The dashboard includes:

Section Panels
Overview Upgrade Status, Backup Status, Ready Replicas
Reconciliation Duration (p50/p95/p99), Error Rate by Controller
Backups Success/Failure Rate, Duration, Size, Last Success
Upgrades Duration, Step-Down Operations, Progress
Restores Success/Failure Rate, Duration
Drift Detection & Correction Rate
TLS Certificate Expiry, Rotation Count

Logging

The Operator emits structured JSON logs with consistent fields for log aggregation.

Log Format

{
  "level": "info",
  "ts": "2024-01-15T10:30:00.000Z",
  "logger": "openbaocluster",
  "msg": "Reconciliation complete",
  "cluster_name": "prod-cluster",
  "cluster_namespace": "vault",
  "controller": "openbaocluster",
  "reconcileID": "abc123"
}

Key Log Fields

Field Description
cluster_name Name of the OpenBaoCluster
cluster_namespace Namespace of the cluster
controller Controller processing the event
reconcileID Unique ID for correlating log entries

Log Levels

Configure the log level via Helm:

# values.yaml
controller:
  args:
    - --zap-log-level=info  # debug, info, error

Debug Logging

Enable debug logging temporarily for troubleshooting:

controller:
  args:
    - --zap-log-level=debug
    - --zap-stacktrace-level=error

Example Log Queries

{namespace="openbao-operator"} 
| json 
| cluster_name="prod-cluster" 
| level="error"
{
  "query": {
    "bool": {
      "must": [
        { "match": { "cluster_name": "prod-cluster" } },
        { "match": { "level": "error" } }
      ]
    }
  }
}

Health Probes

The Operator exposes health endpoints for Kubernetes probes.

Endpoints

Endpoint Purpose Port
/healthz Liveness probe 8081
/readyz Readiness probe 8081

Configuring Probes

# values.yaml
healthProbes:
  port: 8081
  livenessInitialDelaySeconds: 15
  livenessPeriodSeconds: 20
  readinessInitialDelaySeconds: 5
  readinessPeriodSeconds: 10

Here are production-ready alert rules for the OpenBao Operator:

apiVersion: monitoring.coreos.com/v1
kind: PrometheusRule
metadata:
  name: openbao-operator-alerts
spec:
  groups:
    - name: openbao-operator
      rules:
        # Cluster availability
        - alert: OpenBaoClusterDegraded
          expr: openbao_cluster_ready_replicas < 3
          for: 5m
          labels:
            severity: warning
          annotations:
            summary: "OpenBao cluster {{ $labels.name }} has fewer than 3 ready replicas"

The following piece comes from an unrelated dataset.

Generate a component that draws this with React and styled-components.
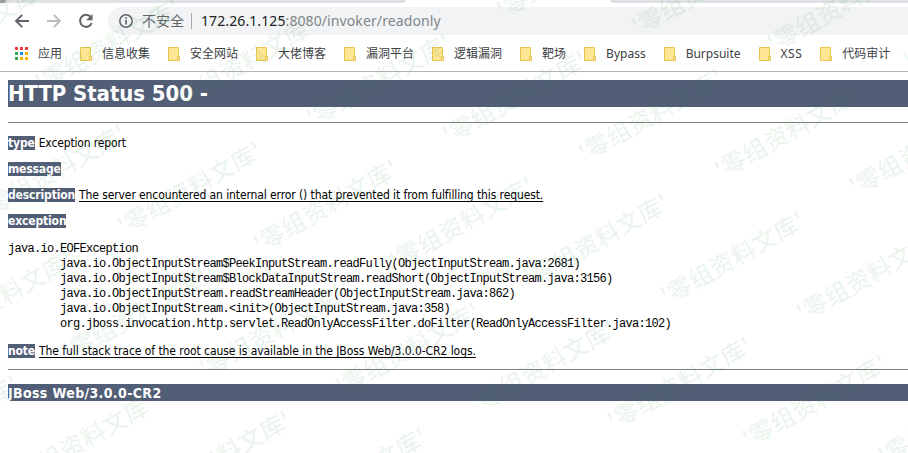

        - alert: OpenBaoClusterDown
          expr: openbao_cluster_ready_replicas == 0
          for: 1m
          labels:
            severity: critical
          annotations:
            summary: "OpenBao cluster {{ $labels.name }} has no ready replicas"

        # Backup health
        - alert: OpenBaoBackupStale
          expr: time() - openbao_backup_last_success_timestamp > 86400
          for: 1h
          labels:
            severity: warning
          annotations:
            summary: "OpenBao cluster {{ $labels.name }} has not had a successful backup in 24+ hours"

        - alert: OpenBaoBackupFailing
          expr: rate(openbao_backup_failure_total[1h]) > 0
          for: 30m
          labels:
            severity: warning
          annotations:
            summary: "OpenBao cluster {{ $labels.name }} backups are failing"

        # Reconciliation health
        - alert: OpenBaoReconcileErrors
          expr: rate(openbao_reconcile_errors_total[5m]) > 0.5
          for: 10m
          labels:
            severity: warning
          annotations:
            summary: "OpenBao operator experiencing high reconciliation error rate"

        # Drift detection
        - alert: OpenBaoExcessiveDrift
          expr: rate(openbao_drift_detected_total[1h]) > 10
          for: 30m
          labels:
            severity: warning
          annotations:
            summary: "OpenBao cluster {{ $labels.name }} experiencing excessive configuration drift"

OpenBao Server Metrics

In addition to Operator metrics, OpenBao itself exposes telemetry.

Enabling OpenBao Telemetry

Configure telemetry in the cluster spec:

apiVersion: openbao.org/v1alpha1
kind: OpenBaoCluster
metadata:
  name: prod-cluster
spec:
  telemetry:
    prometheusRetentionTime: "30s"
    disableHostname: true

This exposes OpenBao metrics at /v1/sys/metrics on the OpenBao pods.

Separate Scrape Config

OpenBao server metrics require a separate scrape configuration targeting the OpenBao pods directly, not the Operator.